Very true. There was definitely a move afoot pre-Dragonlance to make rpg-adventures more epic and storylike (and it wasn't limited just to D&D and TSR -- see, for instance, the Keith Brothers' adventures for Traveller (1981 on), "The Cradle" scenario for RuneQuest (in the
Pavis: Threshhold to Danger box (1983)),
The Yellow Clearance Black Box Blues for Paranoia (1984, and already cited upthread) and others). Dragonlance just represents a culmination and amplification of that trend -- that the players are not just going through a pre-defined story, they're doing it as pre-defined characters, and there's even a set of novels showing what the characters are like and how the story goes. And the audience ate it up, because as you say for most of them (i.e. those with no wargaming background) it's what they'd wanted all along and had struggled to get out of the likes of B2,
The Kinunir and
Griffin Mountain.

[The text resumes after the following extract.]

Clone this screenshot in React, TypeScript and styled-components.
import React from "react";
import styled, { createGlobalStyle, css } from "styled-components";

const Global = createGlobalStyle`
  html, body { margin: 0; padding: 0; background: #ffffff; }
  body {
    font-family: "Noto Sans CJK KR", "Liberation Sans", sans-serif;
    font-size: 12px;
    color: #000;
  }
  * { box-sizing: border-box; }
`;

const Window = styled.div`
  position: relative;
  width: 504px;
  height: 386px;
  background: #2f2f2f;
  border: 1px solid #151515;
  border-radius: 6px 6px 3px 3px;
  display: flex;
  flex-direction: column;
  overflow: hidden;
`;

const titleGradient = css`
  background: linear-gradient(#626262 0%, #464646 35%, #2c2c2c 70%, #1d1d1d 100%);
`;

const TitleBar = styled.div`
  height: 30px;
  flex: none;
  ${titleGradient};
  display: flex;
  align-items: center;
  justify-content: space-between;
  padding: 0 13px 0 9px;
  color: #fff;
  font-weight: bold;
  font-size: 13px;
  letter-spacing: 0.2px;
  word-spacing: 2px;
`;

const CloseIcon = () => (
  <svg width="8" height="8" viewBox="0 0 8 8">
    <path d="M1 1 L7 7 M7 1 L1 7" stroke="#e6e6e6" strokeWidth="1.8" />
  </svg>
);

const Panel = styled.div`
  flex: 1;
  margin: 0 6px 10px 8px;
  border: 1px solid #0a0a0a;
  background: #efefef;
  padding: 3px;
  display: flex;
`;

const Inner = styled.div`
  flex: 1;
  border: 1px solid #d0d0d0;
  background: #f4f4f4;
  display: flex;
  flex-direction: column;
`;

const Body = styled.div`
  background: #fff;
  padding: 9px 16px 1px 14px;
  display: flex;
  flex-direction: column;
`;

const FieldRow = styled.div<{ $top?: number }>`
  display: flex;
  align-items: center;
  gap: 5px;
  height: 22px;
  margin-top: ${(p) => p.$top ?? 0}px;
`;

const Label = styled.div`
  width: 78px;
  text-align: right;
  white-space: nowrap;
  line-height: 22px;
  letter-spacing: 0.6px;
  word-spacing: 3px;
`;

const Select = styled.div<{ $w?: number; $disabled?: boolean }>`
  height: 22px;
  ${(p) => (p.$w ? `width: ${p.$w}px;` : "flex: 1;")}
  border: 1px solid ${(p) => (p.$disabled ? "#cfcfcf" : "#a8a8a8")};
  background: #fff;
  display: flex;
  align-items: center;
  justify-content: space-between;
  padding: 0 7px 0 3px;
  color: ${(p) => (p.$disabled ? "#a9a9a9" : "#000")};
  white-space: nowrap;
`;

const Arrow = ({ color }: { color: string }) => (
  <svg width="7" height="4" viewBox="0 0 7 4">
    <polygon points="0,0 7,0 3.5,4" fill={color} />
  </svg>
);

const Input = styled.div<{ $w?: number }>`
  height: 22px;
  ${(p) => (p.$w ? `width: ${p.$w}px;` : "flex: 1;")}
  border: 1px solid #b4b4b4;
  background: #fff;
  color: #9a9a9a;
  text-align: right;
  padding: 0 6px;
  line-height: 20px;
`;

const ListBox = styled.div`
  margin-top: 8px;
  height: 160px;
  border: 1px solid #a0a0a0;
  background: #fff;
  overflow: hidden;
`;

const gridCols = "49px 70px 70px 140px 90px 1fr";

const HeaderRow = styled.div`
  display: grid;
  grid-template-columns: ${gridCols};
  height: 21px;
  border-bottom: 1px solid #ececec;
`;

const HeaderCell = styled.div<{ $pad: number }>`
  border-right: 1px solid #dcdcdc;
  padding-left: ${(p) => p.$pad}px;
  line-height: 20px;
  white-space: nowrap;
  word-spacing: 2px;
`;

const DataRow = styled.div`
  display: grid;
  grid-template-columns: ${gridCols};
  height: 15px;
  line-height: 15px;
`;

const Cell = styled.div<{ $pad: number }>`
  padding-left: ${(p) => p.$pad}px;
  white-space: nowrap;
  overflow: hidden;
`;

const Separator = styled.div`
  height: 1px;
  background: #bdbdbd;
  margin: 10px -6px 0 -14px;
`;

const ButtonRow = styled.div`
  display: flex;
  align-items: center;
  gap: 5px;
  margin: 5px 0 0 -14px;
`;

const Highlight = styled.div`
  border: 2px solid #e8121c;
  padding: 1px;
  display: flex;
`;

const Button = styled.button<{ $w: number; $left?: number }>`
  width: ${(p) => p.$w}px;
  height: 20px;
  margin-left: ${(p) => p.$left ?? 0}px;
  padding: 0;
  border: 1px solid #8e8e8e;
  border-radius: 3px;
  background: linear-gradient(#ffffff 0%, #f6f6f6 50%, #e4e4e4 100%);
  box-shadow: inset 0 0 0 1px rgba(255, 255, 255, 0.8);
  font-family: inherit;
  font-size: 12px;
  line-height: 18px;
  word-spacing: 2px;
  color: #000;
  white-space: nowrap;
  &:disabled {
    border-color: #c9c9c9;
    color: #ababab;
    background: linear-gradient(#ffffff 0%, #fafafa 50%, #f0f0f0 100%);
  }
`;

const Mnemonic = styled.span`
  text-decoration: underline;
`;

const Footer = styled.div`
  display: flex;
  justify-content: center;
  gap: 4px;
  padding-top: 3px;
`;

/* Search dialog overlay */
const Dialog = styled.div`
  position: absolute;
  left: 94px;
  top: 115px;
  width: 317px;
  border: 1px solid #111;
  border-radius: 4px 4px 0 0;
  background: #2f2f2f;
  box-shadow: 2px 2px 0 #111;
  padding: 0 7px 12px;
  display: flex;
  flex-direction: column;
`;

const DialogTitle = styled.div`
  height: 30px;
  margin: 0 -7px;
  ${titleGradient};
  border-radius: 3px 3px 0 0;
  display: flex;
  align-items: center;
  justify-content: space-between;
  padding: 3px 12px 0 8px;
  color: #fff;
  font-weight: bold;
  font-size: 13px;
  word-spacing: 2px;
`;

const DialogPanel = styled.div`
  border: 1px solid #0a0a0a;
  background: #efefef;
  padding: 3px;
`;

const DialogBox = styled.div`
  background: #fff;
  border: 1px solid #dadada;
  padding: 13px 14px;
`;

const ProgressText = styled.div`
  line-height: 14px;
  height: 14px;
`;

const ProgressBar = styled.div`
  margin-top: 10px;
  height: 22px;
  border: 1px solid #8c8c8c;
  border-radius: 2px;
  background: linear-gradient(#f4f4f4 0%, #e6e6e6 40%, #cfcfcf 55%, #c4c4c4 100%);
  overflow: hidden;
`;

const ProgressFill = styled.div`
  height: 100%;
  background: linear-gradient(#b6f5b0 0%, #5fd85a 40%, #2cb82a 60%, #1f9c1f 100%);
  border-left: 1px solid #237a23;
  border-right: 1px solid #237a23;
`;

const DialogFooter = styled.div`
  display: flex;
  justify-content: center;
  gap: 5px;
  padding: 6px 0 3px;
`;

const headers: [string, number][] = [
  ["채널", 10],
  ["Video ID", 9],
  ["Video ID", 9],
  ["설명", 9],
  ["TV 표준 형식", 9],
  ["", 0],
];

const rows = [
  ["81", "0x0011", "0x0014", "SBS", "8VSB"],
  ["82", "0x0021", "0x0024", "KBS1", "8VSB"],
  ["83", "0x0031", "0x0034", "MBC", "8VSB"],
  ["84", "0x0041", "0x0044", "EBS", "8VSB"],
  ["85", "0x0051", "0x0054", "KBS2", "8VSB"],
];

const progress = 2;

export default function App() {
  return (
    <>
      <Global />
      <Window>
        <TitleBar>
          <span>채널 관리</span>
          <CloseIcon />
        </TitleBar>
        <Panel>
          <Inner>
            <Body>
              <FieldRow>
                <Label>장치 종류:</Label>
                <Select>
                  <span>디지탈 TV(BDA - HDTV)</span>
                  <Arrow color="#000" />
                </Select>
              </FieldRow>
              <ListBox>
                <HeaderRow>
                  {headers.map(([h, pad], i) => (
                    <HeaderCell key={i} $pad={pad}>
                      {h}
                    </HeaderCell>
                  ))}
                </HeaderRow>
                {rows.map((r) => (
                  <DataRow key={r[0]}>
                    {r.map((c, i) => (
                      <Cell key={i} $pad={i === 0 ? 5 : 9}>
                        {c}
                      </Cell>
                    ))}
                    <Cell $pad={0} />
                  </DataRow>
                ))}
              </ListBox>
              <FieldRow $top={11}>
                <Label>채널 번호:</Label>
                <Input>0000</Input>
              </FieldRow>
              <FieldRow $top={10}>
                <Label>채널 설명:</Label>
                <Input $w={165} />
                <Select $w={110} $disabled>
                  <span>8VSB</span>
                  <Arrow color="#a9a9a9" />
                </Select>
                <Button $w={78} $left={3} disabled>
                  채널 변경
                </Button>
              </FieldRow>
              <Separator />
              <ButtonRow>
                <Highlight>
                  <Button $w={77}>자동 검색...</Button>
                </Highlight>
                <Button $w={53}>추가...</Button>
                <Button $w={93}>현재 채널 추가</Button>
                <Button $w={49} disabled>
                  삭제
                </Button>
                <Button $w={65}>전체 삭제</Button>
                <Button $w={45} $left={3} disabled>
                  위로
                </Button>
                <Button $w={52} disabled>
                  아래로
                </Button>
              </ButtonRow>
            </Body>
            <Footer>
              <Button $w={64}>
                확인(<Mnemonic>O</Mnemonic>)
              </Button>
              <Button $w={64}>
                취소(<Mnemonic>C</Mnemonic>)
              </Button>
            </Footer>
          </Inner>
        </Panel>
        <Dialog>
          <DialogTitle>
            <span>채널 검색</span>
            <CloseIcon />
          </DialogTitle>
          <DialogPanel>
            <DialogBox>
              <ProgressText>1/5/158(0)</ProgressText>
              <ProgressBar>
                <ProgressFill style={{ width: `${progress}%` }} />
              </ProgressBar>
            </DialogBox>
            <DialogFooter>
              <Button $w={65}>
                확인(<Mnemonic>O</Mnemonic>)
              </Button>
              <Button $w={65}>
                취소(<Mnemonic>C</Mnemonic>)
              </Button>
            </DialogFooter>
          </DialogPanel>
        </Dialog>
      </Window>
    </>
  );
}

I still lament that nobody held the line and preserved and defended the other approach, and that it pretty much completely disappeared (were there
any rpgs promoting sandbox/wargame-style play in the late 80s-90s?
Dangerous Journeys gave the tools for that style of play (just as AD&D did), but
Necropolis wasn't a sandbox by any means) and has only been sort of haltingly revived within the last few years.